**What you should do:** Your reply should be a single number: how many lines contain the string "page".

== Dataset extract ==

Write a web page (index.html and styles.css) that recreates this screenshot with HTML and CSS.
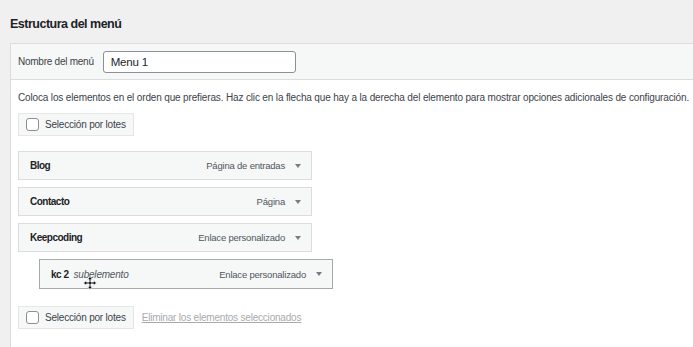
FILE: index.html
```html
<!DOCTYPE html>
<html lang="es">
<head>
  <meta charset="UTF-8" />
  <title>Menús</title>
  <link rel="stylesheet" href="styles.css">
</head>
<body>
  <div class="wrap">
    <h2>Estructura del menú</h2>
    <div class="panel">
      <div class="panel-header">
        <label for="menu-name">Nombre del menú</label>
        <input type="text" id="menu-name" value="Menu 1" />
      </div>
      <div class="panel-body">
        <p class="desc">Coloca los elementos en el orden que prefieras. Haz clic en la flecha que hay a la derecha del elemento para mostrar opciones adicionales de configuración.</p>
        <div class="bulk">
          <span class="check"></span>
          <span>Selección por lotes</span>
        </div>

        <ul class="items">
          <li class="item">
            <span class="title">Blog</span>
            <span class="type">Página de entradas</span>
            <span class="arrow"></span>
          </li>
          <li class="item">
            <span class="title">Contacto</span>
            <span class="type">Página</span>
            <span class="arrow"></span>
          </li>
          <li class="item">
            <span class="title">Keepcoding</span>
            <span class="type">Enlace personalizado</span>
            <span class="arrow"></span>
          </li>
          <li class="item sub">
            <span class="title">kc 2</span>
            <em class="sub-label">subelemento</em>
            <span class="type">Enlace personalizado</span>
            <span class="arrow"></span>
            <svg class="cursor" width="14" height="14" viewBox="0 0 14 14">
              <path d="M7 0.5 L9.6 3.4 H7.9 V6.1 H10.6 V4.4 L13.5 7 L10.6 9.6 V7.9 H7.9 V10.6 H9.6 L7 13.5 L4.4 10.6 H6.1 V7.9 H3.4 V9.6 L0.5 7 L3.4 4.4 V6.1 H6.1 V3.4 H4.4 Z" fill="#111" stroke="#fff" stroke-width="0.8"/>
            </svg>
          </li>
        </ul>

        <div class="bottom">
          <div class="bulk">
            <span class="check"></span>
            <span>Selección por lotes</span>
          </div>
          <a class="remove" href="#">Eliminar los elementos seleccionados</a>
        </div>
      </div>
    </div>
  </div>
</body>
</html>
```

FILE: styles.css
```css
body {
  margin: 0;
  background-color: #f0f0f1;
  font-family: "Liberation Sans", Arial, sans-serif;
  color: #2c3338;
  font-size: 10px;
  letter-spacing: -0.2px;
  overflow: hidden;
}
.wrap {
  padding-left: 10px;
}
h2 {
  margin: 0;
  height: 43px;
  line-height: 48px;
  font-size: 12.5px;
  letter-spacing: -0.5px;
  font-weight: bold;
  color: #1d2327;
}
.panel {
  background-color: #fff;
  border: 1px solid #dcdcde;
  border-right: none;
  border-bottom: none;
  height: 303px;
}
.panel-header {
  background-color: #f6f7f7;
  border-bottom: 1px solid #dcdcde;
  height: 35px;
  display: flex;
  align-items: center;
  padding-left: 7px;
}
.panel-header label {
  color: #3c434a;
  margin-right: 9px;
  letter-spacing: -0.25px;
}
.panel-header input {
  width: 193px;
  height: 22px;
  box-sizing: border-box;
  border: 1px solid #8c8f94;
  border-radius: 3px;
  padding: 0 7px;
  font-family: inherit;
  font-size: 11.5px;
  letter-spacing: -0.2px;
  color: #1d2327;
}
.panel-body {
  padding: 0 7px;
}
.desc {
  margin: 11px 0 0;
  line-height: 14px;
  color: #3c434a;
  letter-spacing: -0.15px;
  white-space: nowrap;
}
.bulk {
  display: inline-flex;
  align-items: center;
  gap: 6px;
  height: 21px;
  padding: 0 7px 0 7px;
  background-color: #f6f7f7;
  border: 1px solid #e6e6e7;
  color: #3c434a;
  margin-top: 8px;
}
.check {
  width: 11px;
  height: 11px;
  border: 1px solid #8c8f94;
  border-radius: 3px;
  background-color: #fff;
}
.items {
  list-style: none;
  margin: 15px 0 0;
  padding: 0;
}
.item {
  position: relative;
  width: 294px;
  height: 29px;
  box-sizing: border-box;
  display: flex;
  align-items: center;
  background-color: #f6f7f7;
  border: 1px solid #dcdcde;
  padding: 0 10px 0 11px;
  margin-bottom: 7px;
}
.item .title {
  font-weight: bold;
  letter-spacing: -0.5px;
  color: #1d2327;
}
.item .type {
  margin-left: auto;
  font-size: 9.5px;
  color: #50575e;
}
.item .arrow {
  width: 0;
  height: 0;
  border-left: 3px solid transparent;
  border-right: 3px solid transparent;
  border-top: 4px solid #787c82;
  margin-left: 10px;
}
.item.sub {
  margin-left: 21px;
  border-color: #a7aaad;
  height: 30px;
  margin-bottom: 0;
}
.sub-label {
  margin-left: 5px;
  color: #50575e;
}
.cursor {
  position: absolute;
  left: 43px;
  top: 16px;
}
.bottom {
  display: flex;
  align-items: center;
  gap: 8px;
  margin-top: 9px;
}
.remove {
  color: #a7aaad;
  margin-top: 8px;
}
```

===
== Dataset extract ==

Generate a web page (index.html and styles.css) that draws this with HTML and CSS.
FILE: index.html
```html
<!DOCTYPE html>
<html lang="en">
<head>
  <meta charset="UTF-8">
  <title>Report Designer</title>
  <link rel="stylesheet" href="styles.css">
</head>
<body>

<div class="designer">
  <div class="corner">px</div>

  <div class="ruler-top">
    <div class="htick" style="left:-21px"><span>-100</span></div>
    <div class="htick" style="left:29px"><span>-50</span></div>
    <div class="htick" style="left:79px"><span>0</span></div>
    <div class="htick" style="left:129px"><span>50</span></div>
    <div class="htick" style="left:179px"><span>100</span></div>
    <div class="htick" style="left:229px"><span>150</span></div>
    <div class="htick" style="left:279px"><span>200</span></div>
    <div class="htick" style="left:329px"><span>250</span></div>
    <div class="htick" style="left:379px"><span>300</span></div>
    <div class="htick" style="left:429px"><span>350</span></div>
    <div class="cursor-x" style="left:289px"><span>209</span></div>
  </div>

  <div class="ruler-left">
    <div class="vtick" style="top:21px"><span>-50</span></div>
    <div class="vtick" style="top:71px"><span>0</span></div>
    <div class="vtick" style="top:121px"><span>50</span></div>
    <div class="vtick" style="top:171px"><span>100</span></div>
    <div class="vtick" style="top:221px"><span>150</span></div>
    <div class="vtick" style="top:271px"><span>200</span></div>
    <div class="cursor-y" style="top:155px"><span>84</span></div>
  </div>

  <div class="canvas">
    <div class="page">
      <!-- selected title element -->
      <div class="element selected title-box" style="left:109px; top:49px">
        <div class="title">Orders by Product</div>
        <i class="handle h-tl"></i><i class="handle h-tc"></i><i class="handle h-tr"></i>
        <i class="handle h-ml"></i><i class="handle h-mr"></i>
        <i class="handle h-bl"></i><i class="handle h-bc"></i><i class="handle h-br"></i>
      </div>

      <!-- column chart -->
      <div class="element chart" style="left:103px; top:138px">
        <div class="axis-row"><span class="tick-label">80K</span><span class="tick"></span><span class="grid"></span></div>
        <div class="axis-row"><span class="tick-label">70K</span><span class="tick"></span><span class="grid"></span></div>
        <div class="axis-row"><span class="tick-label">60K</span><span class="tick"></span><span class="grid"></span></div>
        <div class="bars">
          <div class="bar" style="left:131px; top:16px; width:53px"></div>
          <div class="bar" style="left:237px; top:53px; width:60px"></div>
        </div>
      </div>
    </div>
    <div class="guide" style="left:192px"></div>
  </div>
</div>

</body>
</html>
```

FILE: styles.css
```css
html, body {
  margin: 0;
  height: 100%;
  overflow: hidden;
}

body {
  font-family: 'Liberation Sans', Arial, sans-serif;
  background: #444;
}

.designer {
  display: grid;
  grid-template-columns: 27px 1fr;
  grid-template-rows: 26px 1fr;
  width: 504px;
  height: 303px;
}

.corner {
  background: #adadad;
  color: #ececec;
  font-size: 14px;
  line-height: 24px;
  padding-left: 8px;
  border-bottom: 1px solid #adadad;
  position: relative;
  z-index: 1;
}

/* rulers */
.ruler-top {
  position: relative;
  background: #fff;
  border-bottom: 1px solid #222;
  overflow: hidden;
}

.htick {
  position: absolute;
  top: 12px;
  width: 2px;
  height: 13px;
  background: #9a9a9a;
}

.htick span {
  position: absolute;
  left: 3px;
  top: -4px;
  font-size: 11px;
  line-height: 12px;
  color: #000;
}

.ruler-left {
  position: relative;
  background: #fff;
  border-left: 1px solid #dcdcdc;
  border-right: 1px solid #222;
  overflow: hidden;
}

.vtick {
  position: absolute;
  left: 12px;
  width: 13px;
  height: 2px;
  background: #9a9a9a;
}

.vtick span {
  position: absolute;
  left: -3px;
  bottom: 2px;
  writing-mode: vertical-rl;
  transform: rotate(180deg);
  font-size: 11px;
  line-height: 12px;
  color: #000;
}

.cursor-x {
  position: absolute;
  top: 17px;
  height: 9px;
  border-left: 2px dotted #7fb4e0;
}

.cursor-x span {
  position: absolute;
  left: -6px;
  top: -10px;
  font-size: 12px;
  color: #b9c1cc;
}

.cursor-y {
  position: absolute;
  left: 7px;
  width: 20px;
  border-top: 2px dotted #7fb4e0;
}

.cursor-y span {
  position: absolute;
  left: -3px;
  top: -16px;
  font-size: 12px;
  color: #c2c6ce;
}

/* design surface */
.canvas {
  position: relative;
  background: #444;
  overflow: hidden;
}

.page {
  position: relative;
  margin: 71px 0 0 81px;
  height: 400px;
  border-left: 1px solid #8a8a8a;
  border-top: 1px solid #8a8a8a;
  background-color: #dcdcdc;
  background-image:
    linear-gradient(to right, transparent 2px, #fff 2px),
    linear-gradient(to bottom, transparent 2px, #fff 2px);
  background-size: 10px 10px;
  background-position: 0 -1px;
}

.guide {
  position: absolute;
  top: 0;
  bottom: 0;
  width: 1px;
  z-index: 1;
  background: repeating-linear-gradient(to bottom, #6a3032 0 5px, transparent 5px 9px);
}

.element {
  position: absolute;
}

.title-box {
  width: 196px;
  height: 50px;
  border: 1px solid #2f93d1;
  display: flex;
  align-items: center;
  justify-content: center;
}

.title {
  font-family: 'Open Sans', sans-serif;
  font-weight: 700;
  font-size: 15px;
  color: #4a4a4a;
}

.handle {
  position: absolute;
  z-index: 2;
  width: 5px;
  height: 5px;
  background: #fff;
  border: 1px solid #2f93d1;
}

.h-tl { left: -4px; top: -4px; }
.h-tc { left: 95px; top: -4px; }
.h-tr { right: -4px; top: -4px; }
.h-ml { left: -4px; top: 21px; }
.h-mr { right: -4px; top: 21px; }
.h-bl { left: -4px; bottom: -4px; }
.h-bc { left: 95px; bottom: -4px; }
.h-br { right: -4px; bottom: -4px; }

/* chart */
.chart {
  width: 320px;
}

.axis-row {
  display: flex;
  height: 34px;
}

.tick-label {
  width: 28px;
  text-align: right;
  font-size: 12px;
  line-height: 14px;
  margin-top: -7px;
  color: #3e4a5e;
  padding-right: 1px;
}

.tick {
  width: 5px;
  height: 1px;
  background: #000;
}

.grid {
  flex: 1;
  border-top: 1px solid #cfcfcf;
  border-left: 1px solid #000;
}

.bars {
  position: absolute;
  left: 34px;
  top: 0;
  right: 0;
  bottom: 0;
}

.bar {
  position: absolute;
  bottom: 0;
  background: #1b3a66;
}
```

===

**Answer to this task:** 4